Signé à Ottawa, Canada, ce 18e jour de novembre 2014.

« S. D’Arcy »

Juge D’Arcy

 

 

 

Traduction certifiée conforme

ce 2e jour de mars 2015.

 

 

 

Mario Lagacé, jurilinguiste

 


RÉFÉRENCE :

2014 CCI 364

NO DU DOSSIER DE LA COUR :

2012-4373(IT)G

INTITULÉ :

BUHLER VERSATILE INC. c.
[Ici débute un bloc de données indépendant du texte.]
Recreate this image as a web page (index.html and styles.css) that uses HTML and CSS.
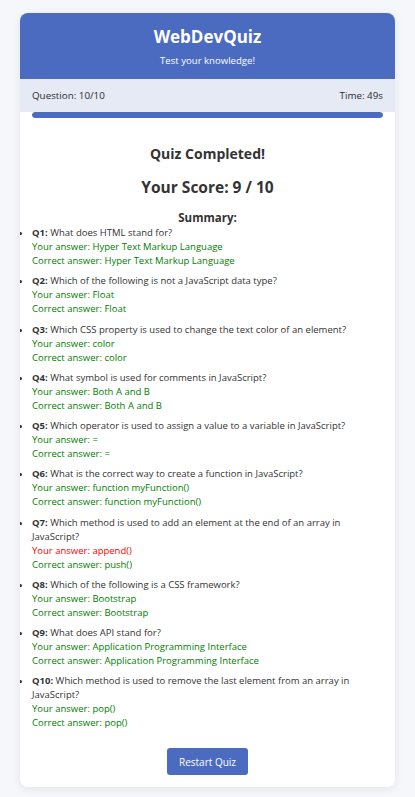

LA REINE

LIEU DE L’AUDIENCE :

Edmonton (Alberta)

DATE DE L’AUDIENCE :

Le 13 juin 2014

MOTIFS DE L’ORDONNANCE :

L’honorable juge Steven K. D’Arcy

DATE DE L’ORDONNANCE :

Le 18 novembre 2014

COMPARUTIONS :

 

Avocat de l’appelante :

Me Jeff D. Pniowsky

Avocat de l’intimée :

Me Carla Lamash

 

AVOCATS INSCRITS AU DOSSIER :

Pour l’appelante :

Nom :

Jeff D. Pniowsky

 

Cabinet :

Thompson Dorfman Sweatman LLP

Winnipeg (Manitoba)

 

Pour l’intimée :

William F. Pentney

Sous‑procureur général du Canada

Ottawa, Canada

 

 



[1]           Affidavit de Keith Chrystall, paragraphe 2.

[2]           Pièce A de l’affidavit de Keith Chrystall, à la première page.

[3]           Affidavit de Keith Chrystall, paragraphe 3.

[4]           Affidavit de Keith Chrystall, paragraphe 4; pièce C de l’affidavit de Keith Chrystall, aux pages 1 et 2.

[5]           Affidavit de Keith Chrystall, paragraphe 3; pièce A de l’affidavit de Keith Chrystall, à la page 1; pièce B de l’affidavit de Keith Chrystall.

[6]           Pièce E de l’affidavit de Keith Chrystall, troisième page.

[7]           Pièce E de l’affidavit de Keith Chrystall, quatrième et cinquième pages.

[8]           Pièce F de l’affidavit de Keith Chrystall, à la page 2.

[9]           Pièce A de l’affidavit de Keith Chrystall, à la première page. C’est moi qui souligne dans la citation.